>> Start Supplied data

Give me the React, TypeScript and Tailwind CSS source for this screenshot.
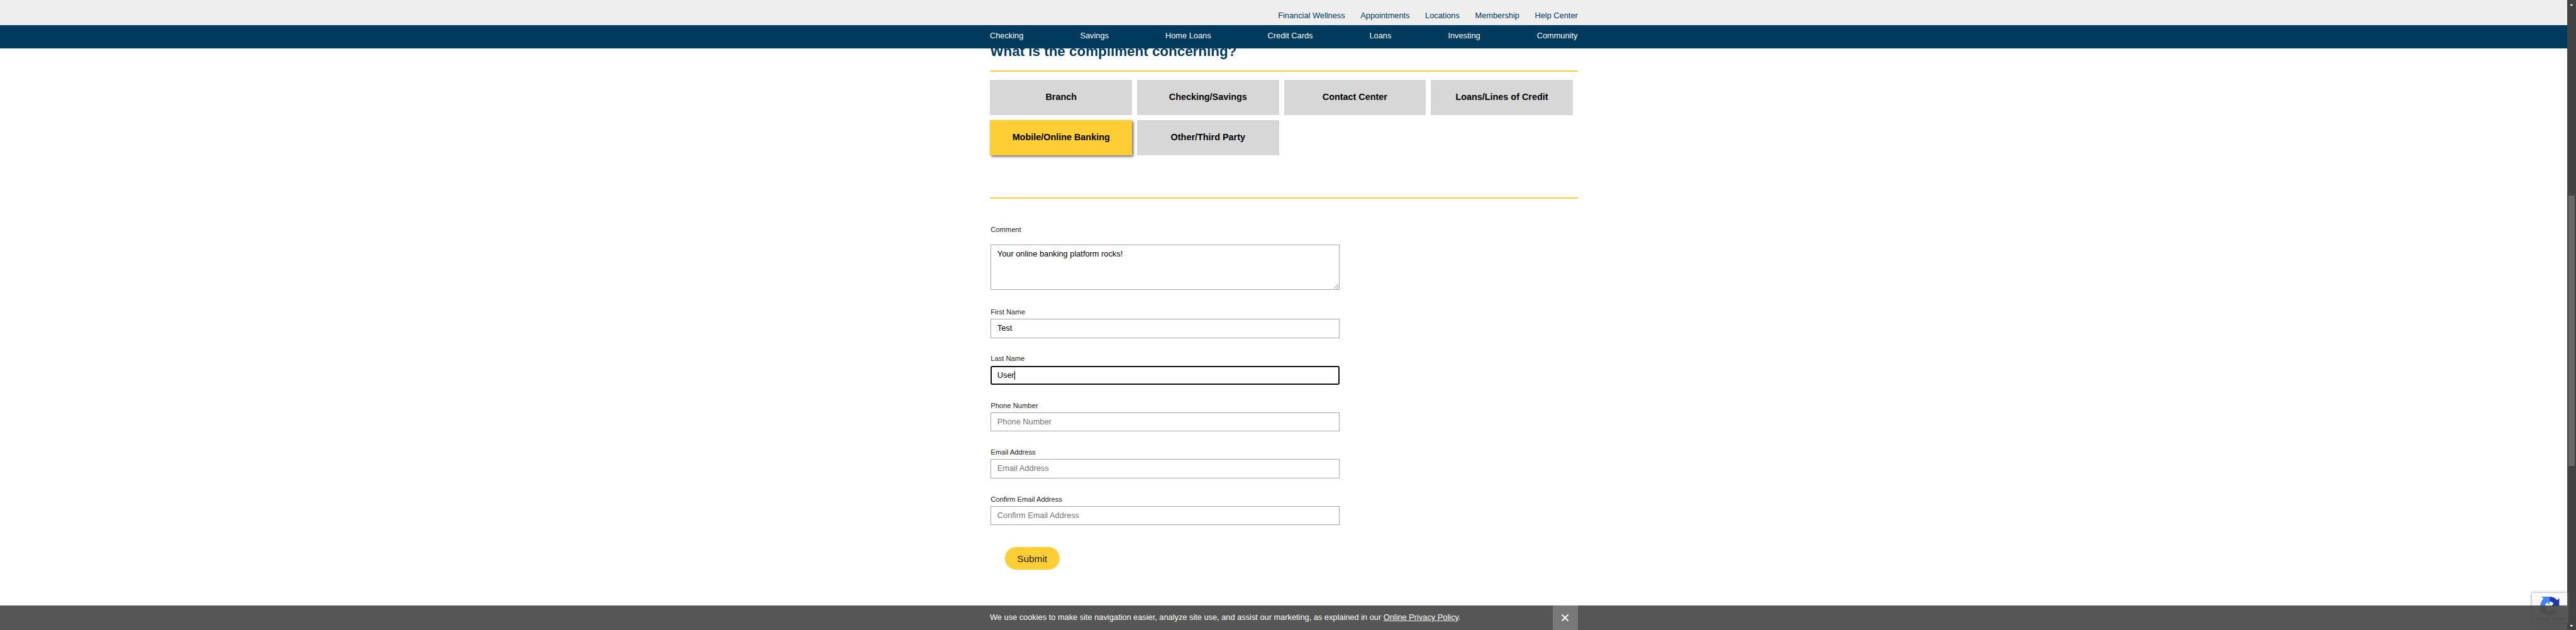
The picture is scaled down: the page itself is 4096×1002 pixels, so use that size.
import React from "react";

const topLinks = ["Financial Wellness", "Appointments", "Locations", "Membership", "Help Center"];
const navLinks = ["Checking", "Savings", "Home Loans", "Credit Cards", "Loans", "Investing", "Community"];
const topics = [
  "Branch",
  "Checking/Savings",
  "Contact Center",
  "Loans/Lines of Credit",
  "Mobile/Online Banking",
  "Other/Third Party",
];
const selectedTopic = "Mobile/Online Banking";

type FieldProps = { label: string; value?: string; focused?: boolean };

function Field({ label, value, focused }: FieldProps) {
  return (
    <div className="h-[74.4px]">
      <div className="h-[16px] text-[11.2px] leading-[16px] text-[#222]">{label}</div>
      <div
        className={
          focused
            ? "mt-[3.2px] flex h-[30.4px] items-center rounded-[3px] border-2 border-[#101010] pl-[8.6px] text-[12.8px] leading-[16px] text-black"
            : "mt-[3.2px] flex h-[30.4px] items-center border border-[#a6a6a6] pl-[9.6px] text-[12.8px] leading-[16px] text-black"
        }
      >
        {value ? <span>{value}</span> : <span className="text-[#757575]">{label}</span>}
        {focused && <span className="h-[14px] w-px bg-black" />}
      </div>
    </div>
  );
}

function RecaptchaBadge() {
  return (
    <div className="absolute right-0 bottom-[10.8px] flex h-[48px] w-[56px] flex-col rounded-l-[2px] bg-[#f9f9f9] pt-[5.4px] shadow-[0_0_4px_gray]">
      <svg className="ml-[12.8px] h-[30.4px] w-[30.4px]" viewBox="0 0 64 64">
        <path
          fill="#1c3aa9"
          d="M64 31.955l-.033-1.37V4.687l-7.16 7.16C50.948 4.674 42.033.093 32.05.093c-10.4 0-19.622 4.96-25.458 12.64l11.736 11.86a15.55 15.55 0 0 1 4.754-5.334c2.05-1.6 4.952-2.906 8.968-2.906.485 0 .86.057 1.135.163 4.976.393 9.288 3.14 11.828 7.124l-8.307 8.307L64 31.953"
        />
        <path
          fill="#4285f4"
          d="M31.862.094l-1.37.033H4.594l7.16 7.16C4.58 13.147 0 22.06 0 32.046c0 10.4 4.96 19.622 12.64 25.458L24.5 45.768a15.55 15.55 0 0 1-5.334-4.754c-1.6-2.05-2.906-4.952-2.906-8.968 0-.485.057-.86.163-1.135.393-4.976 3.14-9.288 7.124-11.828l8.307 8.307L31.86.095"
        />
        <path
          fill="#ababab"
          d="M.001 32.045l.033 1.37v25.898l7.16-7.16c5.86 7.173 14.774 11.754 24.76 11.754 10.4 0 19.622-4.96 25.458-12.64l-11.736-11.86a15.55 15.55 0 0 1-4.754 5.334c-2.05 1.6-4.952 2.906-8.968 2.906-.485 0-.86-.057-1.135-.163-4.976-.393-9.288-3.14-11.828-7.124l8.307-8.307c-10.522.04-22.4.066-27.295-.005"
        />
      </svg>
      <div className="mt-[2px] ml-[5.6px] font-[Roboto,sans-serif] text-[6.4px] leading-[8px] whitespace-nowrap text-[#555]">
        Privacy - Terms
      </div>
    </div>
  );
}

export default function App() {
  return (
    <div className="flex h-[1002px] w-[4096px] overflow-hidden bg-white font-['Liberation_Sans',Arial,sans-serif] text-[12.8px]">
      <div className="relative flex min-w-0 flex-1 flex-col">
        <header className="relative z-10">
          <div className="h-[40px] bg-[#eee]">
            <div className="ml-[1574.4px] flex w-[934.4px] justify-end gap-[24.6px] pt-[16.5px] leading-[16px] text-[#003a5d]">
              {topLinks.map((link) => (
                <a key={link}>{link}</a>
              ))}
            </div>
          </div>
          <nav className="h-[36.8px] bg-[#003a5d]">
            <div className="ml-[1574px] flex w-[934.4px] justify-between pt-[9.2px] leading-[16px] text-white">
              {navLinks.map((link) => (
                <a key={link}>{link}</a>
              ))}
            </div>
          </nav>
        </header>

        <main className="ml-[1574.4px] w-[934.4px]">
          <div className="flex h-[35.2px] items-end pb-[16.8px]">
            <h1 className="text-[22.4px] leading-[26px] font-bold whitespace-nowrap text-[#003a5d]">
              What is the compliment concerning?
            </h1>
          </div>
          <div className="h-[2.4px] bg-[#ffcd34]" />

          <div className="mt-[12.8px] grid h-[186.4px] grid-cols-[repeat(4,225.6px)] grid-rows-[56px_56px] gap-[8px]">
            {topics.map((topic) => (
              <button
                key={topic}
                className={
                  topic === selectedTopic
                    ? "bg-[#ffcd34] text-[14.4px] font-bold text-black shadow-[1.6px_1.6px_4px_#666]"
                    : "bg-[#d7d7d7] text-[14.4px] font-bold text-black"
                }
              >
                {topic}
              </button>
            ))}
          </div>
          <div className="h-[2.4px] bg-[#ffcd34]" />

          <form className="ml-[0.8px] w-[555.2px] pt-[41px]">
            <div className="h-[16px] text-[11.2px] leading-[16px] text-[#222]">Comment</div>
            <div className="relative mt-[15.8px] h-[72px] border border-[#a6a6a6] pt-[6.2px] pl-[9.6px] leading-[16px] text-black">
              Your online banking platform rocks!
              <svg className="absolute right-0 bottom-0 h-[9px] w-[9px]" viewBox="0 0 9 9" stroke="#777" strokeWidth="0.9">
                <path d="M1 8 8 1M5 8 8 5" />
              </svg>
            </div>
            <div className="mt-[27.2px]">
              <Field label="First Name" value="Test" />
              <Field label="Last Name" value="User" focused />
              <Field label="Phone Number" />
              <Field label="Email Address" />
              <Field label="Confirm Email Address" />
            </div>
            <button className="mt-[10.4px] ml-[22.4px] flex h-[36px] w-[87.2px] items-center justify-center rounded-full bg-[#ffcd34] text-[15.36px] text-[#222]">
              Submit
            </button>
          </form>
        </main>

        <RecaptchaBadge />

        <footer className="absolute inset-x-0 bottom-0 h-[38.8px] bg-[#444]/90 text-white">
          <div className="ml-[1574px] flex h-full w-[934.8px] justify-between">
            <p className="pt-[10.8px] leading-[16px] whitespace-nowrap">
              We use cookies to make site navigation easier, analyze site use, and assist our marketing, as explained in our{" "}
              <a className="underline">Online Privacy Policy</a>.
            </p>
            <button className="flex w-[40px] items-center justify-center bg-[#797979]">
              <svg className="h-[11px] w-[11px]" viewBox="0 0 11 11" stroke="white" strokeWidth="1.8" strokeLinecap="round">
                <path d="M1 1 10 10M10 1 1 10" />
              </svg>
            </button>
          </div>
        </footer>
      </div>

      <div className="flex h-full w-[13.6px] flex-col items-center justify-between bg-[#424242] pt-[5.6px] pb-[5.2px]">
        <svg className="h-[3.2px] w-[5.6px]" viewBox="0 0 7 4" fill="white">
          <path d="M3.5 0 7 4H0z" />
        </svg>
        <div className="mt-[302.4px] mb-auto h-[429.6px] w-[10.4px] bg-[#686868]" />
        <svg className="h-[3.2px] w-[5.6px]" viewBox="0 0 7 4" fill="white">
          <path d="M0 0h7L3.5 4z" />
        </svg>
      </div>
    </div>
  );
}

>> End Supplied data

Short exercise. Retype precisely, and only, the span of lines that opens at the line containing "The picture is" and closes at the line containing "import React from", both inclusive.

Result of the task.
The picture is scaled down: the page itself is 4096×1002 pixels, so use that size.
import React from "react";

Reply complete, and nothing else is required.